* BEGIN *
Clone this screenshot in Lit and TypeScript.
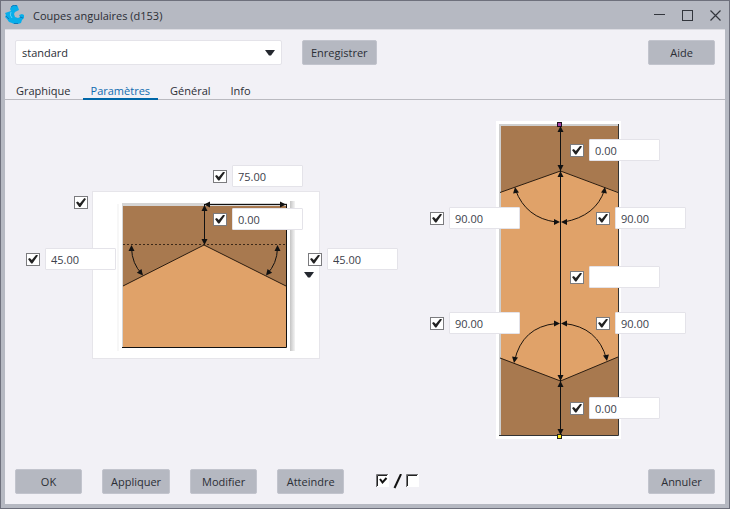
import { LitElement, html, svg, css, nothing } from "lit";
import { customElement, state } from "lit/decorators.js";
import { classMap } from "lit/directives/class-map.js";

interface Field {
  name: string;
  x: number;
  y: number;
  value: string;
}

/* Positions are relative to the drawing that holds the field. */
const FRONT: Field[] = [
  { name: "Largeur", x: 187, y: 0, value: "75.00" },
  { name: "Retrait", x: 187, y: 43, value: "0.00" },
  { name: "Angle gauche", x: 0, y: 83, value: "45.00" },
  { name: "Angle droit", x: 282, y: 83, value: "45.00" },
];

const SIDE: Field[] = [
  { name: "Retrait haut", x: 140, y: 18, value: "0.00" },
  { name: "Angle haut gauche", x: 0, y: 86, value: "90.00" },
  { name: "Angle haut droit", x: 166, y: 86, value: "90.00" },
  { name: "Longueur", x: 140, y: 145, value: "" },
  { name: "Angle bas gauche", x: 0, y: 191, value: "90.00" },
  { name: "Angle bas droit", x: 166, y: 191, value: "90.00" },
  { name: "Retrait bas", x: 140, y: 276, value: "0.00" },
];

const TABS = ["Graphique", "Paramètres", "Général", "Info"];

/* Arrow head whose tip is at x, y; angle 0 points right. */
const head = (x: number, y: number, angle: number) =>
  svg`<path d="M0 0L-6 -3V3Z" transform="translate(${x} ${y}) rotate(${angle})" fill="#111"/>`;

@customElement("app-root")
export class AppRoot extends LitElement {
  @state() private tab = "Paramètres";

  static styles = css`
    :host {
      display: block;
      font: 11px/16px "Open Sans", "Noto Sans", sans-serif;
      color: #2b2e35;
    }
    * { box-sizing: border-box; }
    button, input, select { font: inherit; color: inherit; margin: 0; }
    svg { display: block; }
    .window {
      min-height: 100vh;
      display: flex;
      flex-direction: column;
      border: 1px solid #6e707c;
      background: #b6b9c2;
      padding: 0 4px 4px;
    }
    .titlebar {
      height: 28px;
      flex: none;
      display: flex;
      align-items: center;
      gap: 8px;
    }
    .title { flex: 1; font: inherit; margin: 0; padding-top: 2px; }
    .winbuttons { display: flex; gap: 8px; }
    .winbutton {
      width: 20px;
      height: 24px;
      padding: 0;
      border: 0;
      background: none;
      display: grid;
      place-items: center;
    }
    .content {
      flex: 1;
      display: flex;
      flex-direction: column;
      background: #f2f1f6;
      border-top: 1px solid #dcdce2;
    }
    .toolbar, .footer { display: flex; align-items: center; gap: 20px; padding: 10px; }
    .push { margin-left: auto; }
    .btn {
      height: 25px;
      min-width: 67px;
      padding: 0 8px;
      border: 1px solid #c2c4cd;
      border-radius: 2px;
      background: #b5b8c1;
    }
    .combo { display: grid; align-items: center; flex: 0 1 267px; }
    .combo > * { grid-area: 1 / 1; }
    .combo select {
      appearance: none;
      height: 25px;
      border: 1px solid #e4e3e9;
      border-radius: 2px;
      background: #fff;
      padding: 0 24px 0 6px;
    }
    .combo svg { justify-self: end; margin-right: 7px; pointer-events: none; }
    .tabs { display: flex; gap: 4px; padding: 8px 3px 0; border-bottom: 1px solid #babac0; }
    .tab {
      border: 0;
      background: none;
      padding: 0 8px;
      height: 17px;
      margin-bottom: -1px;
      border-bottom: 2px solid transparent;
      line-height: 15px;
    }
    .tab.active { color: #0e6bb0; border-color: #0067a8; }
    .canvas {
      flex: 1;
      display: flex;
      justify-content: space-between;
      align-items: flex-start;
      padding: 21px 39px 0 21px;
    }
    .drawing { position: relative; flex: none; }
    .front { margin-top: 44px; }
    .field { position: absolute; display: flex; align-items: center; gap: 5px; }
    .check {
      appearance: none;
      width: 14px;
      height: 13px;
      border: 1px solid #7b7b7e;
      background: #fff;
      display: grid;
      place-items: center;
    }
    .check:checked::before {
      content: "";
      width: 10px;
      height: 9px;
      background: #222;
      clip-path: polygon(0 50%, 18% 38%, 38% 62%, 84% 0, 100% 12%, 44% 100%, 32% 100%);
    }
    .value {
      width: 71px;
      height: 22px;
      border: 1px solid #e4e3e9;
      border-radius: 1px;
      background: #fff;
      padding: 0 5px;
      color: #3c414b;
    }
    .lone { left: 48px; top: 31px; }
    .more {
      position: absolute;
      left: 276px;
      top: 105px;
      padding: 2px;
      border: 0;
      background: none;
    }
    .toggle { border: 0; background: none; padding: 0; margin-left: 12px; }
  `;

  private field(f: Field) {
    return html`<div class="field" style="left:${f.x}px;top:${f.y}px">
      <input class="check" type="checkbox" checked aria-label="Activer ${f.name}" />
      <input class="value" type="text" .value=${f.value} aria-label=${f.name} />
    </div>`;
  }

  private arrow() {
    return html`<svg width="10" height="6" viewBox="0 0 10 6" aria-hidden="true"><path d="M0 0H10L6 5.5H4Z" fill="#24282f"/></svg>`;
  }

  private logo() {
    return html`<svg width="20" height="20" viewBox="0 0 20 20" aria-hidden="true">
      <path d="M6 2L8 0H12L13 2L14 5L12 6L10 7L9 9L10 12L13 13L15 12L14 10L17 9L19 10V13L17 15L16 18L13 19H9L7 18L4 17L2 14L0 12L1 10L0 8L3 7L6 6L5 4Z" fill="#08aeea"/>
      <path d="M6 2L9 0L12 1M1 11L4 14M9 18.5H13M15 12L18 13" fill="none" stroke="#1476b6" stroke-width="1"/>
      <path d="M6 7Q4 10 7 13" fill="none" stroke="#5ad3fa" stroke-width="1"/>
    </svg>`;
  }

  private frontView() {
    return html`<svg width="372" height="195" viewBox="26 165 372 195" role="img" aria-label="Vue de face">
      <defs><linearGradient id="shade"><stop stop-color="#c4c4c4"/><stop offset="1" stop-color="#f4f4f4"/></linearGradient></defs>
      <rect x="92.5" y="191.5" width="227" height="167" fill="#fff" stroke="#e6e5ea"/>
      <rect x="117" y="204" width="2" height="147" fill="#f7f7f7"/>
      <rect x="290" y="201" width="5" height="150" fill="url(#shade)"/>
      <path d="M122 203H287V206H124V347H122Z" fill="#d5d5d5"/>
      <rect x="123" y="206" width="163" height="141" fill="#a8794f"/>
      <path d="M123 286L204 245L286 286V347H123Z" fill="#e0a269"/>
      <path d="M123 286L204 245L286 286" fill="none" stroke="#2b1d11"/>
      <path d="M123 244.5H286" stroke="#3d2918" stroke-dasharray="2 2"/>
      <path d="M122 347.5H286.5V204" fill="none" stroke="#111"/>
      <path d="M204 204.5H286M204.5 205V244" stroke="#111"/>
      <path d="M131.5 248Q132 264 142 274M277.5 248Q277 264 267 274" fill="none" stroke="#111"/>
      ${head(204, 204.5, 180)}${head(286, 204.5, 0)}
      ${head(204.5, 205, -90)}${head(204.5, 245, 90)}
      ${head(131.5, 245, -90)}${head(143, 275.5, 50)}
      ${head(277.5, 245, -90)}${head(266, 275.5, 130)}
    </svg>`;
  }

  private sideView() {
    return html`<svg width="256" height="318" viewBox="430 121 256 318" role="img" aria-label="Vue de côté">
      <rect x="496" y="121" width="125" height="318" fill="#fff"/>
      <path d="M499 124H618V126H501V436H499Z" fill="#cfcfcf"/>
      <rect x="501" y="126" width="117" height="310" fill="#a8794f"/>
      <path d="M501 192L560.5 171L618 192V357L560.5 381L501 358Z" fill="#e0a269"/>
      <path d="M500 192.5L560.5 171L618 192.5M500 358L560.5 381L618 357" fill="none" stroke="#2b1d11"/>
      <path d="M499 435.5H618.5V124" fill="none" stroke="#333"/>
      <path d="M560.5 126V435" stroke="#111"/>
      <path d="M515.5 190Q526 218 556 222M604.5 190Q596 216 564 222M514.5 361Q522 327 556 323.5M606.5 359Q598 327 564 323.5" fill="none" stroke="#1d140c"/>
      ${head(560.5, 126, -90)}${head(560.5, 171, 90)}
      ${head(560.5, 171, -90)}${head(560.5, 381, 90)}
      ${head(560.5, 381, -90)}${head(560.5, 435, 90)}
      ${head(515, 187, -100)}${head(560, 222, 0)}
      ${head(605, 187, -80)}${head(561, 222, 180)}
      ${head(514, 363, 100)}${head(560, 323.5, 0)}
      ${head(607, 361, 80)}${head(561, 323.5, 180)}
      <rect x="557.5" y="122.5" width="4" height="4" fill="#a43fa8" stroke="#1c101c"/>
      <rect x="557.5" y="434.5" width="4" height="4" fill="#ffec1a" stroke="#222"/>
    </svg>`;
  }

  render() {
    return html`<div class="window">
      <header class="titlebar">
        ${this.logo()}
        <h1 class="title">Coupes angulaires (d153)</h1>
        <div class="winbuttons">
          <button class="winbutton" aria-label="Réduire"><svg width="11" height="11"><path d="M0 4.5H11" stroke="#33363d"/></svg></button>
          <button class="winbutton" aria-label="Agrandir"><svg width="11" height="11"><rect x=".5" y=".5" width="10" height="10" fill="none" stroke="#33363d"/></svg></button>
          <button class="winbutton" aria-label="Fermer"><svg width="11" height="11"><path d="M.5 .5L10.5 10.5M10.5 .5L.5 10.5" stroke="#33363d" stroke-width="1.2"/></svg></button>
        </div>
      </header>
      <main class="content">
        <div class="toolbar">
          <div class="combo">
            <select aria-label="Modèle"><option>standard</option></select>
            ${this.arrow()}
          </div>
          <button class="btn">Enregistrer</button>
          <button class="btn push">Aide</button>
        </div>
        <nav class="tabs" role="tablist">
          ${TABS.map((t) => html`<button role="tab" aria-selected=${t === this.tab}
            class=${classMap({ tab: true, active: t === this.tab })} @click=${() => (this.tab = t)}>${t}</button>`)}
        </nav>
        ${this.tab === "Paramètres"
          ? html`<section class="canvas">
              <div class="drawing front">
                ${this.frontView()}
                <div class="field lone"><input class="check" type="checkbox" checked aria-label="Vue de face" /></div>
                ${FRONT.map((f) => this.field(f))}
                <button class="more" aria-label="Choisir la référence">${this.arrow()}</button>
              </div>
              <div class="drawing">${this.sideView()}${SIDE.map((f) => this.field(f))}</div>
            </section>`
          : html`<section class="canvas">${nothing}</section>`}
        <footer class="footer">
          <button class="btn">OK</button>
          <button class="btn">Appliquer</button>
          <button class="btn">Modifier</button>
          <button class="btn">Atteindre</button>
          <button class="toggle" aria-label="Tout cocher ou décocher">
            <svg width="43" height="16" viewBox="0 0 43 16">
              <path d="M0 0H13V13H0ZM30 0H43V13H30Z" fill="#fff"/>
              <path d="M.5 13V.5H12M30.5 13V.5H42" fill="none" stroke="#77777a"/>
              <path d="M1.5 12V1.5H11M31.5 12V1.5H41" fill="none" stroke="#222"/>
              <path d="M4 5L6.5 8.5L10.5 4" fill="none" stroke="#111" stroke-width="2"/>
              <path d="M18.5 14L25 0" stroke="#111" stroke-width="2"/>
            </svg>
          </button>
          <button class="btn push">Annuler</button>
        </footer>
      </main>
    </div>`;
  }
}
* END *
* BEGIN *
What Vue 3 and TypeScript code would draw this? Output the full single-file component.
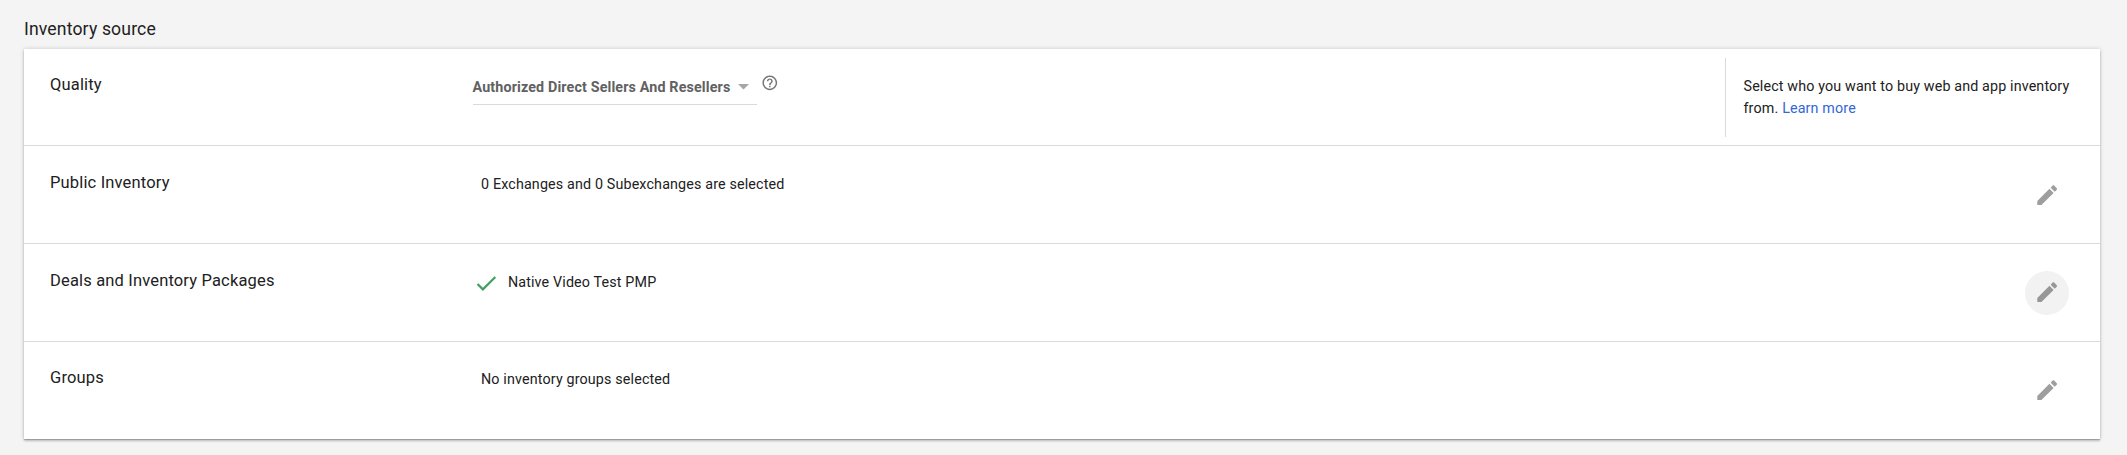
* END *
> **Aim of the exercise**
The answer is a single number, the count of lines in the records that contain the string "TypeScript".

> **Exercise answer**
2